What the exercise asks: Return the records word for word. Any pictures in them are not part of the copy.

Dataset excerpts:
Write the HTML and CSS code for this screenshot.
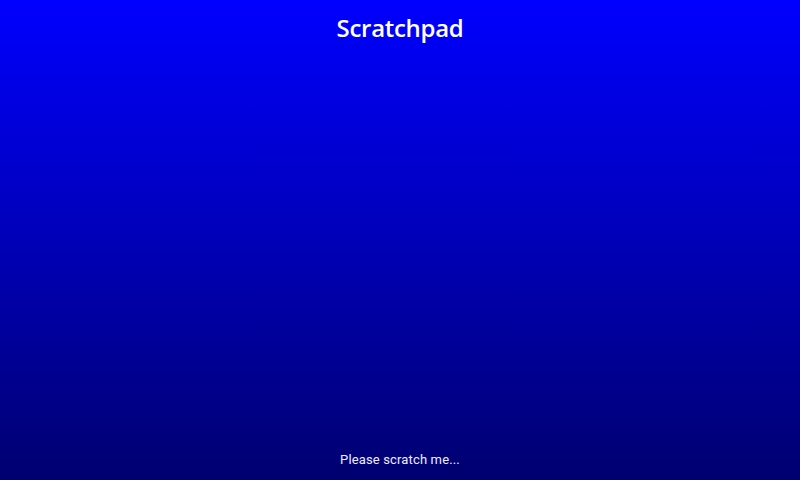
FILE: index.html
```html
<!DOCTYPE html>
<html>
<head>
<meta charset="utf-8">
<link rel="stylesheet" href="styles.css">
</head>
<body>
<div class="screen">
  <h1 class="title">Scratchpad</h1>
  <div class="hint">Please scratch me...</div>
</div>
</body>
</html>
```
FILE: styles.css
```css
html, body { margin: 0; padding: 0; }
.screen {
  width: 800px;
  height: 480px;
  background: linear-gradient(to bottom, #0000ff 0%, #000070 100%);
  display: flex;
  flex-direction: column;
  justify-content: space-between;
  align-items: center;
  color: #fff;
  overflow: hidden;
}
.title {
  margin: 0;
  padding-top: 11px;
  font-family: "Open Sans", sans-serif;
  font-weight: 600;
  font-size: 24px;
  line-height: 34px;
  letter-spacing: -0.3px;
}
.hint {
  font-family: Roboto, sans-serif;
  font-size: 13px;
  line-height: 16px;
  letter-spacing: 0.15px;
  color: #eeeeff;
  padding-bottom: 12px;
}
```
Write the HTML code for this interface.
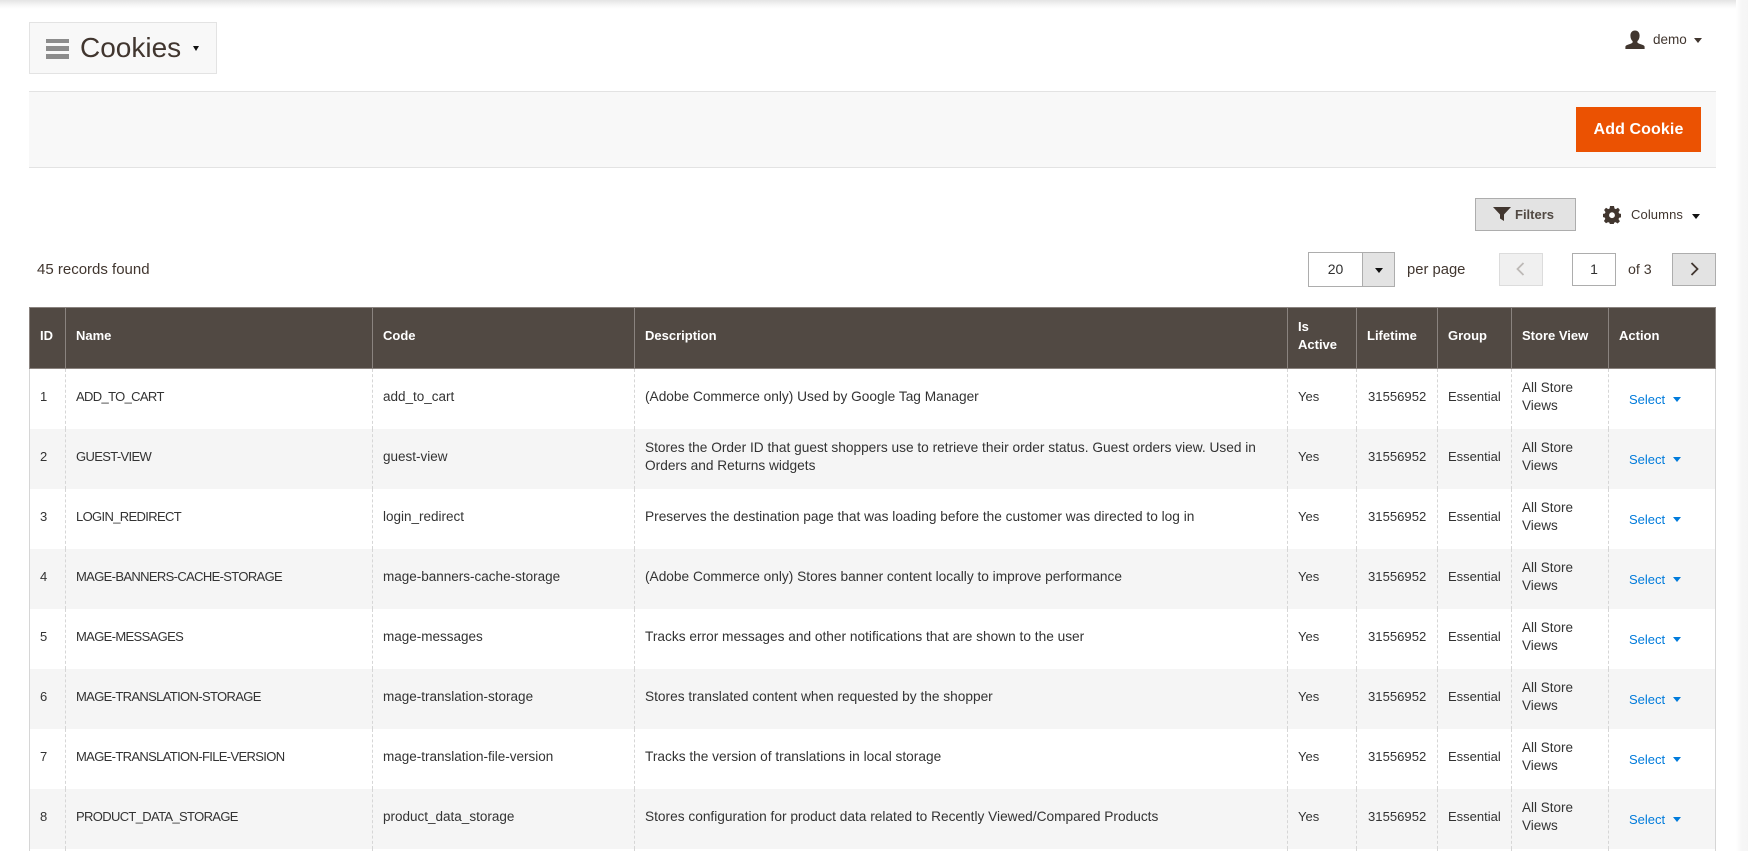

Output of the exercise:
Write the HTML and CSS code for this screenshot.
FILE: index.html
```html
<!DOCTYPE html>
<html>
<head>
<meta charset="utf-8">
<link rel="stylesheet" href="styles.css">
</head>
<body>
<div class="screen">
  <h1 class="title">Scratchpad</h1>
  <div class="hint">Please scratch me...</div>
</div>
</body>
</html>
```
FILE: styles.css
```css
html, body { margin: 0; padding: 0; }
.screen {
  width: 800px;
  height: 480px;
  background: linear-gradient(to bottom, #0000ff 0%, #000070 100%);
  display: flex;
  flex-direction: column;
  justify-content: space-between;
  align-items: center;
  color: #fff;
  overflow: hidden;
}
.title {
  margin: 0;
  padding-top: 11px;
  font-family: "Open Sans", sans-serif;
  font-weight: 600;
  font-size: 24px;
  line-height: 34px;
  letter-spacing: -0.3px;
}
.hint {
  font-family: Roboto, sans-serif;
  font-size: 13px;
  line-height: 16px;
  letter-spacing: 0.15px;
  color: #eeeeff;
  padding-bottom: 12px;
}
```
Write the HTML code for this interface.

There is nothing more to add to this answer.